UniSA and TIU Resources

Microsoft Copilot AI

All UniSA staff and students have access to Microsoft Copilot using their UniSA logins. Copilot is a generative text and image artificial intelligence tool based on ChatGPT 3.5 and 4.0 combined with access to the publicly available internet.

Microsoft Office 365

All UniSA staff and students have access to Microsoft Office 365 and the range of apps provided such as Word, Excel, and PowerPoint. They include artificial intelligence-powered features for document design and spell-checking and some include Add-Ins via the menu ribbon that provide access to tools such as ChatGPT, data analysis and formulas for Excel, and integrated access to external services such as Kahoot! and Pexels. Staff should consult ISTS with any questions regarding the use of third-party tools or plugins and potential data security issues.

Research Tools

An increasing number of the research tools provided or suggested by UniSA such as Qualtrics, EndNote, and REDCap are incorporating artificial intelligence technologies for data analysis and management.

“At the course level, your instructor may also provide specific instruction and guidance on whether the use of tools such as translation software, writing aides, and artificial intelligence software is permissible and to what degree in completing learning tasks and assessments. When in doubt, ask your teaching team.”

There is also a separate heading regarding the use of generative artificial intelligence, presented as follows:

Use of generative artificial intelligence

The assessment tasks for this course require you to demonstrate your learning.

It is important to understand that information generated by GenAI tools, such as ChatGPT, Copilot, and DALL-E, may be unreliable, inaccurate, and incorrect. It is your responsibility to comply with the conditions for each assessment task summarised in the assessment description and that any use of GenAI tools is ethical and responsible and adheres to the assessment conditions.

Use of GenAI tools that extends beyond the stated assessment conditions will be considered a breach of academic conduct, as per the Academic Integrity Policy (AB-69).”

The TIU-produced and maintained guide to Artificial Intelligence for Teaching and Learning in Higher Education is an excellent place to start for information on artificial intelligence basics as well as teaching with generative artificial intelligence, assessment design considerations, and the broader issues of bias and copyright. The section on AI and Assessment Design includes information and advice on developing acceptable use statements for assessments.  

The 2024 Epigeum Academic Integrity Learning Modules for staff and students include discussions of the appropriate uses of artificial intelligence.  Guidelines for using EAILM in Teaching at UniSA provide information around these modules and how they inform teaching practice. 

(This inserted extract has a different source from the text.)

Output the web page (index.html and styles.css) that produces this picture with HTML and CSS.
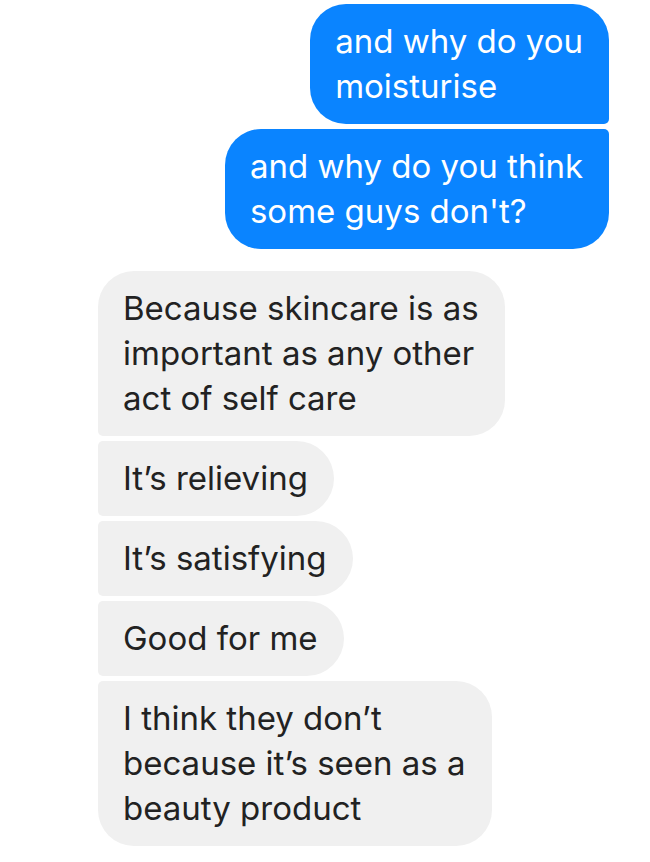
FILE: index.html
```html
<!DOCTYPE html>
<html lang="en">
<head>
    <meta charset="UTF-8">
    <meta name="viewport" content="width=device-width, initial-scale=1.0">
    <title>Chat</title>
    <link rel="stylesheet" href="styles.css">
</head>
<body>
    <div class="thread">
        <div class="msg sent first">and why do you<br>moisturise</div>
        <div class="msg sent last">and why do you think<br>some guys don't?</div>

        <div class="msg received first">Because skincare is as<br>important as any other<br>act of self care</div>
        <div class="msg received middle">It’s relieving</div>
        <div class="msg received middle">It’s satisfying</div>
        <div class="msg received middle">Good for me</div>
        <div class="msg received last">I think they don’t<br>because it’s seen as a<br>beauty product</div>
    </div>
</body>
</html>
```

FILE: styles.css
```css
body {
    margin: 0;
    background: #fff;
    font-family: Inter, "Liberation Sans", Arial, sans-serif;
}
.thread {
    display: flex;
    flex-direction: column;
    gap: 5px;
    padding: 4px 41px 0 98px;
}
.msg {
    font-size: 33px;
    line-height: 45px;
    padding: 15px 26px 15px 25px;
    white-space: nowrap;
}
.sent {
    align-self: flex-end;
    background-color: #0a84ff;
    color: #fff;
}
.sent.first {
    border-radius: 36px 36px 5px 36px;
}
.sent.last {
    border-radius: 36px 5px 36px 36px;
}
.received {
    align-self: flex-start;
    background-color: #f0f0f0;
    color: #222;
}
.sent.last + .received {
    margin-top: 17px;
}
.received.first {
    border-radius: 36px 36px 36px 5px;
}
.received.middle {
    border-radius: 5px 38px 38px 5px;
}
.received.last {
    border-radius: 5px 36px 36px 36px;
}
```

Assessment Design for Mitigating Academic Misconduct  This module is part of a multi-layered, university wide approach to minimising the risk of academic misconduct. The approach adapts the Swiss Cheese model (Reason’s model) where each initiative represented by a slice of cheese is a barrier and the holes in the cheese slice represent weaknesses in the system but when the slices are together, they act as a defence. 

The TIU’s Academic Development offerings regularly include discussion of artificial intelligence. Staff are also welcome to book a consultation with TIU staff to discuss how to integrate artificial intelligence use into courses and assessments.

 

The Ask Campus Central site has a section specific to the use of artificial intelligence technologies and tools.

In the Academic Integrity module created by the SEU, there is a specific section on the use of generative artificial intelligence technologies and tools.

The 2024 Epigeum Academic Integrity Learning Modules for staff and students include discussions of the appropriate uses of artificial intelligence technologies and tools.